Last Friday assured my decision in Year One: To repeat or not.
I'm glad I did, and the results is also why I did. I obtained 4 distinctions with a B for GP. Unbelievable..
GP is the surprising one. Although I secretly wished that to ace it, my mind told me to be realistic. I did an almost philosophical question, a question that only the bishan and bukit timah JCs will do. "Is humour ever serious?" Seriously, I wrote that. After the paper, I told my friends about my attempt and their jaws just.. dropped. That made me feel so awful and I swear I would never want to see those expressions again. It made me doubt myself.

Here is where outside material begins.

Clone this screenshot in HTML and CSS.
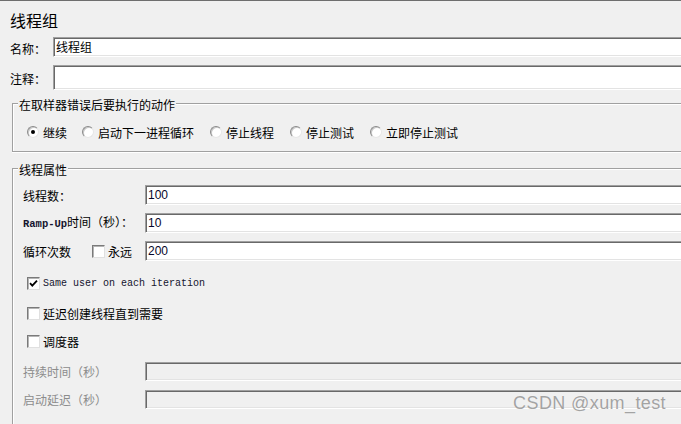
FILE: index.html
```html
<!DOCTYPE html>
<html lang="zh-CN">
<head>
<meta charset="utf-8">
<title>线程组</title>
<link rel="stylesheet" href="styles.css">
</head>
<body>
<div class="page">
  <div class="title">线程组</div>
  <div class="field-row">
    <span class="lbl-top">名称：</span>
    <div class="input">线程组</div>
  </div>
  <div class="field-row gap8">
    <span class="lbl-top">注释：</span>
    <div class="input tall"></div>
  </div>

  <div class="group g1">
    <div class="group-title">在取样器错误后要执行的动作</div>
    <div class="radio-row">
      <span class="opt"><span class="radio checked"></span>继续</span>
      <span class="opt"><span class="radio"></span>启动下一进程循环</span>
      <span class="opt"><span class="radio"></span>停止线程</span>
      <span class="opt"><span class="radio"></span>停止测试</span>
      <span class="opt"><span class="radio"></span>立即停止测试</span>
    </div>
  </div>

  <div class="group g2">
    <div class="group-title">线程属性</div>
    <div class="prop-row first">
      <span class="lbl">线程数：</span>
      <div class="input num">100</div>
    </div>
    <div class="prop-row">
      <span class="lbl"><span class="mono bold">Ramp-Up</span>时间（秒）：</span>
      <div class="input num">10</div>
    </div>
    <div class="prop-row">
      <span class="lbl-loop">循环次数</span>
      <span class="check"></span>
      <span class="lbl-forever">永远</span>
      <div class="input num">200</div>
    </div>
    <div class="check-row c1">
      <span class="check"><svg viewBox="0 0 11 11" width="11" height="11"><path d="M2 5.2 L4.3 7.6 L9 2.6" fill="none" stroke="#000" stroke-width="1.8"/></svg></span>
      <span class="mono">Same user on each iteration</span>
    </div>
    <div class="check-row c2">
      <span class="check"></span>
      <span>延迟创建线程直到需要</span>
    </div>
    <div class="check-row c3">
      <span class="check"></span>
      <span>调度器</span>
    </div>
    <div class="prop-row disabled d1">
      <span class="lbl">持续时间（秒）</span>
      <div class="input off"></div>
    </div>
    <div class="prop-row disabled d2">
      <span class="lbl">启动延迟（秒）</span>
      <div class="input off"></div>
    </div>
  </div>
</div>
<div class="watermark">CSDN @xum_test</div>
</body>
</html>
```
FILE: styles.css
```css
html, body {
  margin: 0;
  padding: 0;
  background: #f0f0f0;
  overflow: hidden;
}
body {
  width: 681px;
  height: 424px;
  font-family: "Noto Sans CJK SC", "Noto Sans", sans-serif;
  font-size: 12px;
  color: #000;
  position: relative;
}
.page {
  height: 424px;
  box-sizing: border-box;
  border-top: 1px solid #6e6e6e;
  padding-left: 10px;
}
.title {
  font-size: 16px;
  line-height: 20px;
  margin-top: 9px;
  margin-bottom: 7px;
}
.field-row {
  display: flex;
  align-items: center;
}
.gap8 { margin-top: 8px; }
.lbl-top {
  width: 43px;
  line-height: 17px;
  padding-top: 2px;
}
.input {
  flex: 1;
  min-width: 0;
  height: 20px;
  box-sizing: border-box;
  background: #fff;
  border-top: 1px solid #a0a0a0;
  border-left: 1px solid #a0a0a0;
  border-bottom: 1px solid #fff;
  box-shadow: inset 1px 1px 0 #696969, inset 0 -1px 0 #e3e3e3;
  padding-left: 2px;
  line-height: 17px;
  white-space: nowrap;
}
.input.tall { height: 25px; }
.input.num {
  font-family: "Liberation Sans", Arial, sans-serif;
  color: #06062a;
  line-height: 18px;
}
.input.off {
  background: #f0f0f0;
  height: 19px;
}

.group {
  margin-left: 2px;
  border-top: 1px solid #a0a0a0;
  border-left: 1px solid #a0a0a0;
  box-shadow: inset 1px 1px 0 #fff;
}
.g1 {
  margin-top: 13px;
  border-bottom: 1px solid #a0a0a0;
  box-shadow: inset 1px 1px 0 #fff, 0 1px 0 #fff;
}
.g2 {
  margin-top: 16px;
  height: 256px;
  box-sizing: border-box;
}
.group-title {
  width: fit-content;
  margin-top: -8px;
  margin-left: 5px;
  padding: 0 1px;
  background: #f0f0f0;
  line-height: 17px;
}
.radio-row {
  display: flex;
  align-items: center;
  gap: 16px;
  height: 20px;
  margin-top: 9px;
  margin-bottom: 9px;
  padding-left: 14px;
}
.opt {
  display: flex;
  align-items: center;
  gap: 4px;
  line-height: 17px;
}
.opt:first-child { margin-right: -1px; }
.radio {
  width: 12px;
  height: 12px;
  box-sizing: border-box;
  border-radius: 50%;
  background: #fff;
  border: 1px solid;
  border-color: #8a8a8a #e6e6e6 #e6e6e6 #8a8a8a;
  box-shadow: inset 1px 1px 0 #c8c8c8;
  display: flex;
  align-items: center;
  justify-content: center;
}
.radio.checked::after {
  content: "";
  width: 4px;
  height: 4px;
  border-radius: 50%;
  background: #000;
}

.prop-row {
  display: flex;
  align-items: center;
  height: 20px;
  margin-top: 8px;
  padding-left: 10px;
}
.prop-row.first { margin-top: 7px; }
.prop-row.d1 { margin-top: 11px; height: 19px; }
.prop-row.d2 { margin-top: 9px; height: 19px; }
.lbl {
  width: 122px;
  line-height: 17px;
  white-space: nowrap;
}
.lbl-loop { width: 69px; line-height: 17px; }
.lbl-forever { width: 37px; margin-left: 3px; line-height: 17px; }
.disabled .lbl { color: #8c8c8c; }

.mono {
  font-family: "Liberation Mono", "DejaVu Sans Mono", monospace;
  font-size: 10px;
  color: #14142e;
}
.mono.bold {
  font-size: 10.5px;
  font-weight: bold;
}

.check {
  width: 13px;
  height: 13px;
  box-sizing: border-box;
  background: #fff;
  border: 1px solid;
  border-color: #7a7a7a #e0e0e0 #e0e0e0 #7a7a7a;
  box-shadow: inset 1px 1px 0 #b4b4b4;
  display: flex;
  align-items: center;
  justify-content: center;
}
.check svg { display: block; }
.check-row {
  display: flex;
  align-items: center;
  gap: 3px;
  height: 20px;
  padding-left: 14px;
  line-height: 17px;
}
.c1 { margin-top: 12px; }
.c2 { margin-top: 10px; }
.c3 { margin-top: 8px; }

.watermark {
  position: absolute;
  top: 393px;
  right: 15px;
  font-family: "Liberation Sans", Arial, sans-serif;
  font-size: 18px;
  letter-spacing: 0.4px;
  line-height: 20px;
  color: #a3a3a3;
  text-shadow: 0 0 1px #fff;
}
```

Buttttt, THANK GOD! People may think that it's luck, but no, it's God. I would never achieved such grades without his grace. There was a chance for me to go up on stage and collect my results from the principal. What honour, and a dream come true. This proves that nothing is impossible, and for those teachers who look down on retainees, IN YOUR FACE. Hahaha.

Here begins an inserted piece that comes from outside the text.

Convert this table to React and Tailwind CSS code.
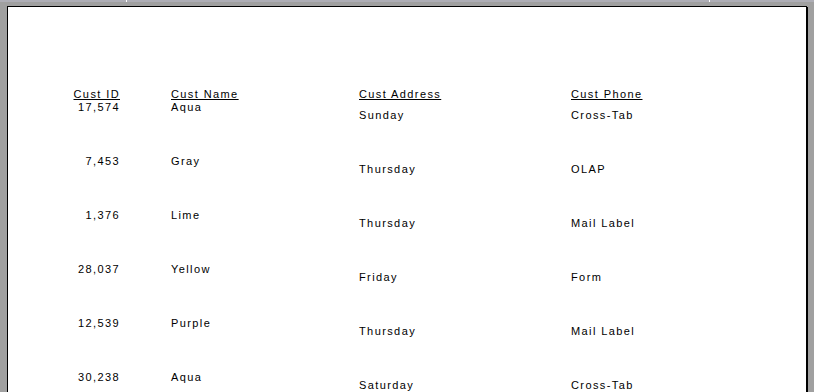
import React from "react";

const rows = [
  ["17,574", "Aqua", "Sunday", "Cross-Tab"],
  ["7,453", "Gray", "Thursday", "OLAP"],
  ["1,376", "Lime", "Thursday", "Mail Label"],
  ["28,037", "Yellow", "Friday", "Form"],
  ["12,539", "Purple", "Thursday", "Mail Label"],
  ["30,238", "Aqua", "Saturday", "Cross-Tab"],
];

export default function App() {
  return (
    <div
      className="relative h-[392px] w-[814px] overflow-hidden bg-[#a0a0a0] text-black"
      style={{ fontFamily: '"Liberation Sans", Arial, sans-serif' }}
    >
      <div className="relative h-[2px] w-full bg-[#aeaeb6]">
        <div className="absolute left-[126px] top-0 h-[2px] w-[1px] bg-white" />
        <div className="absolute left-[709px] top-0 h-[2px] w-[1px] bg-white" />
      </div>
      <div className="ml-[7px] mt-[4px] h-[600px] w-[800px] border border-black bg-white pt-[81px] text-[11px] leading-[12px] tracking-[1.4px] shadow-[1px_1px_0_0_#000]">
        <div className="flex h-[13px]">
          <div className="w-[112px] text-right">
            <span className="underline underline-offset-[1px]">Cust ID</span>
          </div>
          <div className="ml-[51px] w-[188px]">
            <span className="underline underline-offset-[1px]">Cust Name</span>
          </div>
          <div className="w-[212px]">
            <span className="underline underline-offset-[1px]">Cust Address</span>
          </div>
          <div className="flex-1">
            <span className="underline underline-offset-[1px]">Cust Phone</span>
          </div>
        </div>
        {rows.map((r, i) => (
          <div key={i} className="flex h-[54px]">
            <div className="w-[112px] text-right">{r[0]}</div>
            <div className="ml-[51px] w-[188px]">{r[1]}</div>
            <div className="w-[212px] pt-[8px]">{r[2]}</div>
            <div className="flex-1 pt-[8px]">{r[3]}</div>
          </div>
        ))}
      </div>
    </div>
  );
}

Nonetheless, I especially miss the times studying in the library, coming up with weird theories for entertainment with friends, trying to stay awake while mugging yadayada.. It was the process of long mugging hours that cultivated my perseverance, my independence and so on. While people will label me as "the retainee with 4 As", that is not something I want to be remembered for. That's sad actually. I want to be known as a friend who has helped her peers to study and achieve something more, a friend that motivated many to dream big, and a friend that encouraged many during the tough preparations. This means so much more to me.
I remember asking God in Year 1.5 to grant me good grades to glorify Him. How? By helping my classmates when they ask for help. Be patient and help them out in my stronger subjects. Be a friend they can turn to if they have any questions. Did I do it? Yes, I did, but I thought I could have done better. I'm an impatient person, and I do admit that I was annoyed by the influx of questions(at times only!) asked during my mugging time. I thought the time answering questions could be used for my OWN revision. How selfish yeah. But I learn, and I grow. While I thank God for my results, this is a chance for me to learn and grow to become better and selfless, to become more like Jesus.
Lastly, being on the honour roll does not change who I am. If I'm the girl struggling with sin, I am. If I am the christian that does not do qt, I am. Having distinctions will not score a special place in heaven above. I need to deal with whatever problems I have, no escape. I continue to pray that God will be help me to overcome the bad habits in my life.
Right now, I'm facing a good problem: choosing my primary degree. (I know many people would want to bash me!) I still love econs, but I have serious doubt on my ability to handle the mathematics. I am definitely torn between economics and sociology! However, I should stop walking in front of God. Let Him take the lead.
Meanwhile, I shall enjoy the 5 months left of an academic respite.